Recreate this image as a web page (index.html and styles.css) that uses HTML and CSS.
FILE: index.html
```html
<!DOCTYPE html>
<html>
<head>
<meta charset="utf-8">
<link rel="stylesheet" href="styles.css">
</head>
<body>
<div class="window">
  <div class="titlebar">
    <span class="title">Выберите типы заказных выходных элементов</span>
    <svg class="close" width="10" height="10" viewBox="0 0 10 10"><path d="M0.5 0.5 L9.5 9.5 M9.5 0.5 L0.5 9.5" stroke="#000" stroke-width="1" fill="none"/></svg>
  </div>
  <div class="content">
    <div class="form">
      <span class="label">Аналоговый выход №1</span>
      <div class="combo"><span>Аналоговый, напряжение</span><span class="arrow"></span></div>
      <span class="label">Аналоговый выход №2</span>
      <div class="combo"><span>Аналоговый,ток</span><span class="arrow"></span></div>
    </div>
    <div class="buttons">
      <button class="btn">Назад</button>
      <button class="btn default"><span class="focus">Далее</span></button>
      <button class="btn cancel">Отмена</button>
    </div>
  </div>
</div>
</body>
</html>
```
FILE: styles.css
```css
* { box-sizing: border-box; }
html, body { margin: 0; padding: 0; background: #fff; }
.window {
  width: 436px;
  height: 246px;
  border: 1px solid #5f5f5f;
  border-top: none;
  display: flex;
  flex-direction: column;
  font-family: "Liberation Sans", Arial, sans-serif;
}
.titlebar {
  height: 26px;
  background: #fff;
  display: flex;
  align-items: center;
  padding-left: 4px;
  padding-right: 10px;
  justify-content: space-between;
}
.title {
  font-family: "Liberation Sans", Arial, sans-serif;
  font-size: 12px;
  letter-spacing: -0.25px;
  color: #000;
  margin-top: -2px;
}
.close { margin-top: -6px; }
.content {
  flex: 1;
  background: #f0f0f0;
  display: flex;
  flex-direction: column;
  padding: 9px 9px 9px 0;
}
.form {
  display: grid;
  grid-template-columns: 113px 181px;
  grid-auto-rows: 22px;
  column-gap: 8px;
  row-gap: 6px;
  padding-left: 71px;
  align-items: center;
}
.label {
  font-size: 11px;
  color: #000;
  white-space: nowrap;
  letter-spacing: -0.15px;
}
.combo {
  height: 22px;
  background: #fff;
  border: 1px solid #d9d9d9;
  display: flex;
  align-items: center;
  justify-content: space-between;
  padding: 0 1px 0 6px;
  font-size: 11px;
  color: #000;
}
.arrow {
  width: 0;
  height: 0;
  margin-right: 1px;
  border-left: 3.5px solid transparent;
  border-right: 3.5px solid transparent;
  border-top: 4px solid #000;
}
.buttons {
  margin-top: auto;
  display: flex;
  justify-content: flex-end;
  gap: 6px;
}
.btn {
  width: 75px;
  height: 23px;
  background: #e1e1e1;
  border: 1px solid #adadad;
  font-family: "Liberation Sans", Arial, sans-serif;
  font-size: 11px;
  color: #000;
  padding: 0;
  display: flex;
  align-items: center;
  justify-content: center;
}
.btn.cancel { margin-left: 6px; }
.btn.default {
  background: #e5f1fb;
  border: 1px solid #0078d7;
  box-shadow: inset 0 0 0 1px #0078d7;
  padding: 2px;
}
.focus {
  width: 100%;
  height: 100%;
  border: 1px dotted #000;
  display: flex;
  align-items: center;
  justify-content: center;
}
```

━━━━━━━━

_TO BE DONE_
Repeat the data above exactly.

_FULL ANSWER_
Recreate this image as a web page (index.html and styles.css) that uses HTML and CSS.
FILE: index.html
```html
<!DOCTYPE html>
<html>
<head>
<meta charset="utf-8">
<link rel="stylesheet" href="styles.css">
</head>
<body>
<div class="window">
  <div class="titlebar">
    <span class="title">Выберите типы заказных выходных элементов</span>
    <svg class="close" width="10" height="10" viewBox="0 0 10 10"><path d="M0.5 0.5 L9.5 9.5 M9.5 0.5 L0.5 9.5" stroke="#000" stroke-width="1" fill="none"/></svg>
  </div>
  <div class="content">
    <div class="form">
      <span class="label">Аналоговый выход №1</span>
      <div class="combo"><span>Аналоговый, напряжение</span><span class="arrow"></span></div>
      <span class="label">Аналоговый выход №2</span>
      <div class="combo"><span>Аналоговый,ток</span><span class="arrow"></span></div>
    </div>
    <div class="buttons">
      <button class="btn">Назад</button>
      <button class="btn default"><span class="focus">Далее</span></button>
      <button class="btn cancel">Отмена</button>
    </div>
  </div>
</div>
</body>
</html>
```
FILE: styles.css
```css
* { box-sizing: border-box; }
html, body { margin: 0; padding: 0; background: #fff; }
.window {
  width: 436px;
  height: 246px;
  border: 1px solid #5f5f5f;
  border-top: none;
  display: flex;
  flex-direction: column;
  font-family: "Liberation Sans", Arial, sans-serif;
}
.titlebar {
  height: 26px;
  background: #fff;
  display: flex;
  align-items: center;
  padding-left: 4px;
  padding-right: 10px;
  justify-content: space-between;
}
.title {
  font-family: "Liberation Sans", Arial, sans-serif;
  font-size: 12px;
  letter-spacing: -0.25px;
  color: #000;
  margin-top: -2px;
}
.close { margin-top: -6px; }
.content {
  flex: 1;
  background: #f0f0f0;
  display: flex;
  flex-direction: column;
  padding: 9px 9px 9px 0;
}
.form {
  display: grid;
  grid-template-columns: 113px 181px;
  grid-auto-rows: 22px;
  column-gap: 8px;
  row-gap: 6px;
  padding-left: 71px;
  align-items: center;
}
.label {
  font-size: 11px;
  color: #000;
  white-space: nowrap;
  letter-spacing: -0.15px;
}
.combo {
  height: 22px;
  background: #fff;
  border: 1px solid #d9d9d9;
  display: flex;
  align-items: center;
  justify-content: space-between;
  padding: 0 1px 0 6px;
  font-size: 11px;
  color: #000;
}
.arrow {
  width: 0;
  height: 0;
  margin-right: 1px;
  border-left: 3.5px solid transparent;
  border-right: 3.5px solid transparent;
  border-top: 4px solid #000;
}
.buttons {
  margin-top: auto;
  display: flex;
  justify-content: flex-end;
  gap: 6px;
}
.btn {
  width: 75px;
  height: 23px;
  background: #e1e1e1;
  border: 1px solid #adadad;
  font-family: "Liberation Sans", Arial, sans-serif;
  font-size: 11px;
  color: #000;
  padding: 0;
  display: flex;
  align-items: center;
  justify-content: center;
}
.btn.cancel { margin-left: 6px; }
.btn.default {
  background: #e5f1fb;
  border: 1px solid #0078d7;
  box-shadow: inset 0 0 0 1px #0078d7;
  padding: 2px;
}
.focus {
  width: 100%;
  height: 100%;
  border: 1px dotted #000;
  display: flex;
  align-items: center;
  justify-content: center;
}
```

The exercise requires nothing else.